The consumption of synthetic nitrogen fertilizer in agriculture has increased over the past several decades and will continue to increase to meet the food and fibre demands of the growing global population, which will no doubt result in the release of additional N₂O into the atmosphere. A wise use of synthetic fertilizer N is important to mitigate N₂O emissions. Outdoor pot experiments during the winter wheat (Triticum aestivum L.) growing season and field experiments during the maize (Zea mays L.) growing seasons were undertaken from 2006 to 2008 at Nanjing in eastern China to evaluate the potential of a range of typical slow-release fertilizers to mitigate N₂O emissions. Five slow-release N fertilizers, including physically altered (Ca-Mg-P-coated urea, polymer-coated urea and sulfur-coated urea), chemically altered (urea formaldehyde) and biochemically inhibited (urea with dicyandiamide and hydroquinone) nitrogen were applied in this experiment. In comparison with commercial urea, the urea formaldehyde treatment reduced N₂O emissions by ∼42% for the wheat growing season and 15-26% for the maize growing season, and the urea with dicyandiamide and hydroquinone treatment reduced N₂O emissions by 33-63% for the maize growing season. However, the treatments with Ca-Mg-P-coated urea, polymer-coated urea and sulfur-coated urea generally enhanced N₂O emissions in comparison to the emissions of the urea-treated fertilizer, especially when precipitation followed application. We conclude that the application of chemically altered or biochemically inhibited nitrogen fertilizers would have great potential to mitigate N₂O emissions, but the use of physically altered nitrogen fertilizers may have the opposite effect than desired.
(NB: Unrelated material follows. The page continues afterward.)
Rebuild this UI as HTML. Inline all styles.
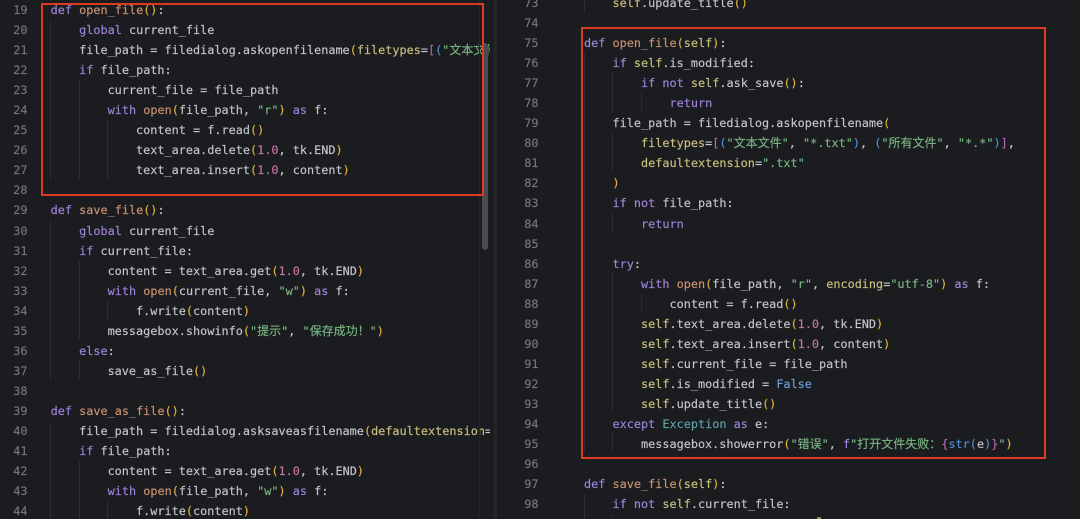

Two experiments were performed, an outdoor pot grown wheat experiment and true field experiment in a corn cropping system. Nitrous oxide emissions were measured following the application of five types of slow release fertilizers. The fertilizers investigated were Ca-Mg-P coated urea, polymer-coated urea, sulfur-coated urea, urea formaldehyde, and urea with dycyandiamide (DCD) and hydroquinone (HQ).

Wheat Experiment

Wheat plants grown in pots were fertilized with all 5 fertilizers tested at a rate of 220 lbs N/ac along with 220 lbs P2O5 and K2O per acre. All fertilizers were broadcast applied in a single event, except for urea which was split into 3 applications. Nitrous oxide were measured from from sowing to harvest for a single season.

Corn Experiment

Corn plants were fertilized with 270 lbs N/acre of all 5 fertilizers along with 270 lbs P2O5 and K2O per acre. Urea applications were split between 108 lbs N/ac at plant emergence and the remainder during tasseling. Other fertilizers were applied entirely at plant emergence. Nitrous oxide were measured from from sowing to harvest for a single season.

Urea formaldehyde reduced nitrous oxide emissions bt 42% for wheat and 15-26% for corn.

Urea with DCD and HQ reduced emissions by 33-63% in the corn system.

The other fertilizers tested increased N2O emissions are compared to urea treatments.